The controller will share the status similar to the control plane nodes by
emitting events to the `Machine` object. The events will indicate the progress
of the renewal process following the same pattern as in the control plane
nodes.

After the CSR approval process is complete, the worker node will call the
`POST /x/capi/refresh-certificates` endpoint to trigger the certificate renewal
process, using the seed generated to recover the certificates from the CSR
resources.

After the certificate renewal process is complete, the controller will update
the `machine.cluster.x-k8s.io/certificates-expiry` annotation on the Machine
object with the new expiry date of the certificates.

Finally, the controller will remove the `v1beta2.k8sd.io/refresh-certificates`
annotation
from the Machine object to indicate that the certificate renewal process is
complete.

## ControlPlane Provider Changes
<!--
This section MUST mention any changes to the controlplane provider.
-->

None

## Configuration Changes
<!--
This section MUST mention any new configuration options or service arguments
that are introduced.
-->

None

## Documentation Changes
<!--
This section MUST mention any new documentation that is required for the new
feature. Most features are expected to come with at least a How-To and an
Explanation page.

In this section, it is useful to think about any existing pages that need to be
updated (e.g. command outputs).
-->

This implementation will require adding the following documentation:
- How-to guide for renewing certificates on cluster nodes
- Reference page of the `v1beta2.k8sd.io/refresh-certificates` annotation

## Testing
<!--
This section MUST explain how the new feature will be tested.
-->

Integration tests will be added to the current test suite. The tests will
create a cluster, annotate the Machine object with the
`v1beta2.k8sd.io/refresh-certificates` annotation, and verify that the
certificates are renewed in the target node.

## Considerations for backwards compatibility
<!--
In this section, you MUST mention any breaking changes that are introduced by
this feature. Some examples:

- In case of deleting a database table, how do older k8sd instances handle it?
- In case of a changed API endpoint, how do existing clients handle it?
- etc
-->

None

## Implementation notes and guidelines
<!--
In this section, you SHOULD go into detail about how the proposal can be
implemented.

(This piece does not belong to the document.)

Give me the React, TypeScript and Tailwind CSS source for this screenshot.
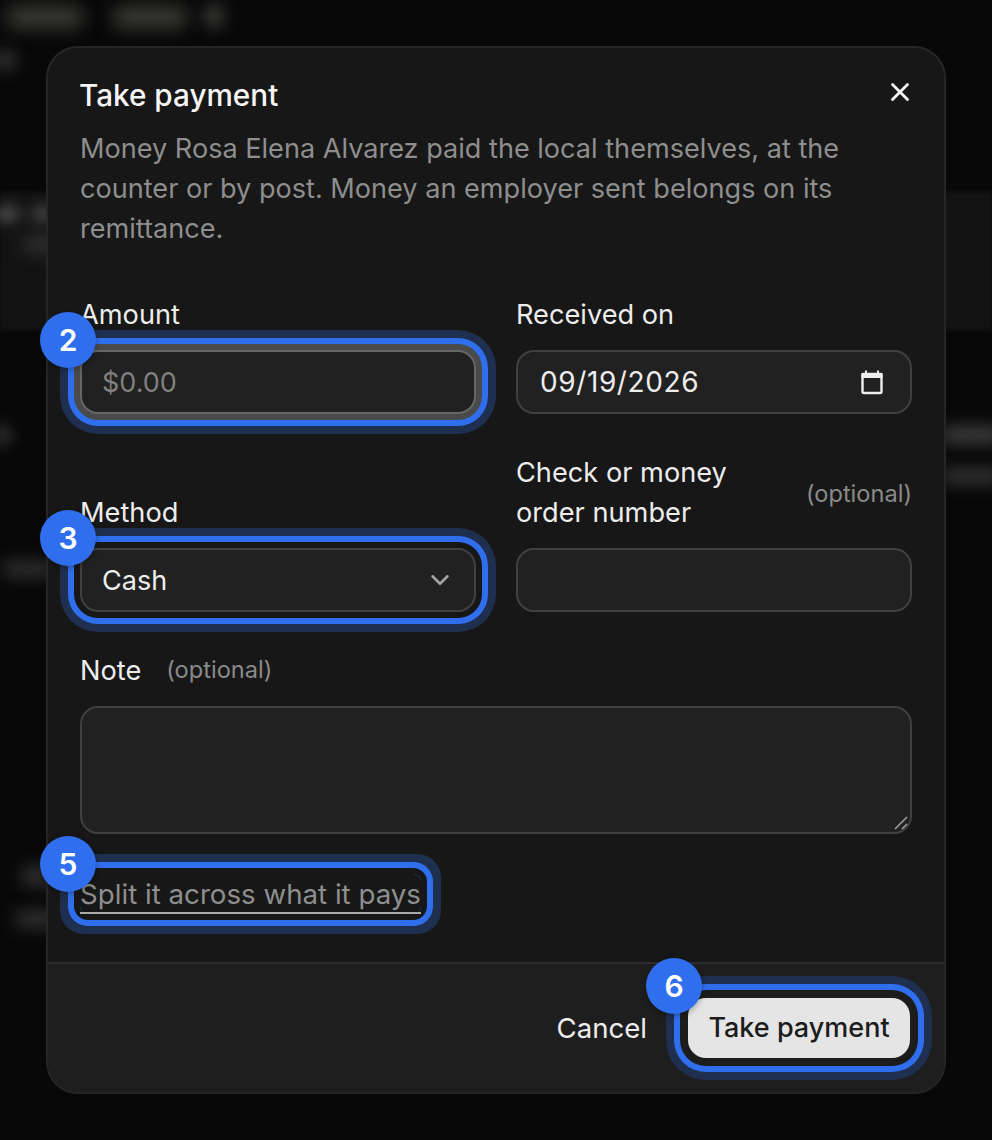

If needed, link to specific parts of the code (link against
particular commits, not branches, such that any links remain valid going
forward).

This is useful as it allows the proposal owner to not be the person that
implements it.
-->

We can leverage the existing certificate renewal logic in the k8s-snap.
For worker nodes, we need to modify the exisiting code to avoid blocking
the request until the certificates have been approved and issued. Instead,
we can use a multiple step process. Generating the CSRs, approving them, and
then trigger the certificate renewal process.